Vestal Community Gardener Caitlin Clark's advice for Companion Planting: Tomatoes & Carrots
Companion
planting is a wonderful way of gardening that incorporates beneficial
plants with unlikely partners who not only keep pests away, but also
increases pollination, a must for any garden.
Tomatoes
are a delicious and popular plant with a number of edible companion
plants: cucumber, carrot, chives, onion, garlic, nasturtium and parsley.
Marigold is a favorite companion flower for tomatoes, but opinion is
divided about how beneficial the flower really is.
Did
you know that all plants of the brassica family such as kale, cabbage
and broccoli (and more!) actually repel tomatoes and shouldn’t be grown
together? It’s okay if they’re in your plot, just keep them apart.

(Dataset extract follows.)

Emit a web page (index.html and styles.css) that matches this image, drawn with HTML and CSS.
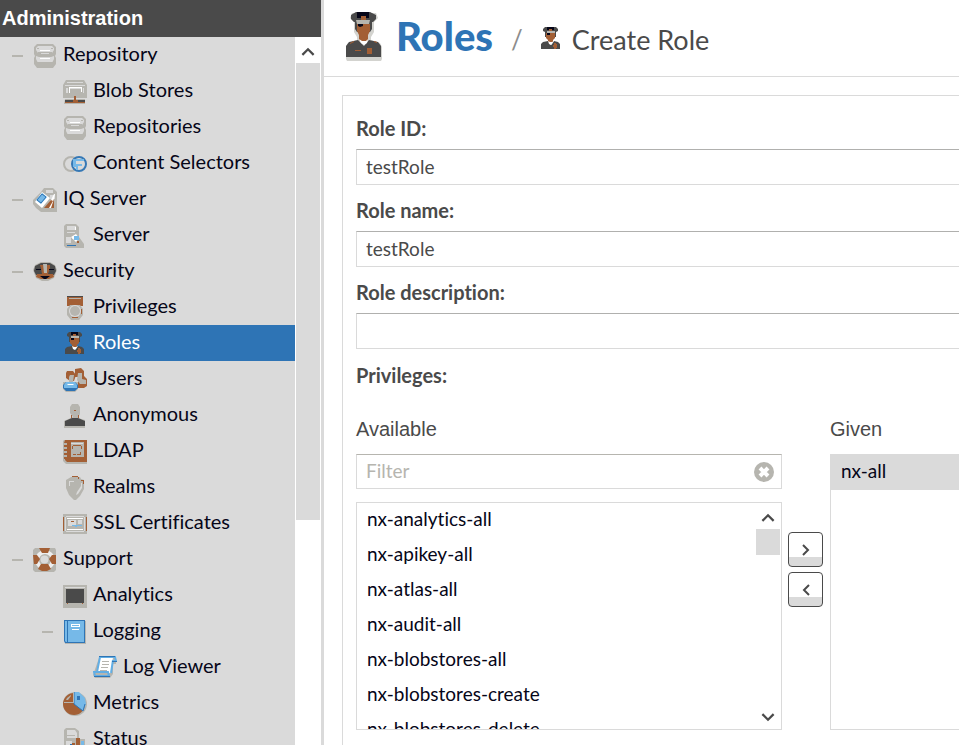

Tomatoes also dislike growing near potatoes and fennel. Keep corn and
tomatoes at a distance because they both attract the same pest and
together they’re too much of a good thing for the corn earworm a.k.a.
tomato fruitworm.
Asparagus
and tomatoes are great friends and will enjoy being grown together as
they both deter each other’s pests (nematodes and asparagus beetle).
If
you’re planning to grow carrots near your tomatoes, go ahead and plant
some onions or leeks nearby. All of these are friendly with each other.
The onions and leeks repel the carrot fly and a number of tomato pests;
rosemary and sage will also deter the carrot fly. Bush beans, pole
beans, peas and lettuce are also beneficial to carrots.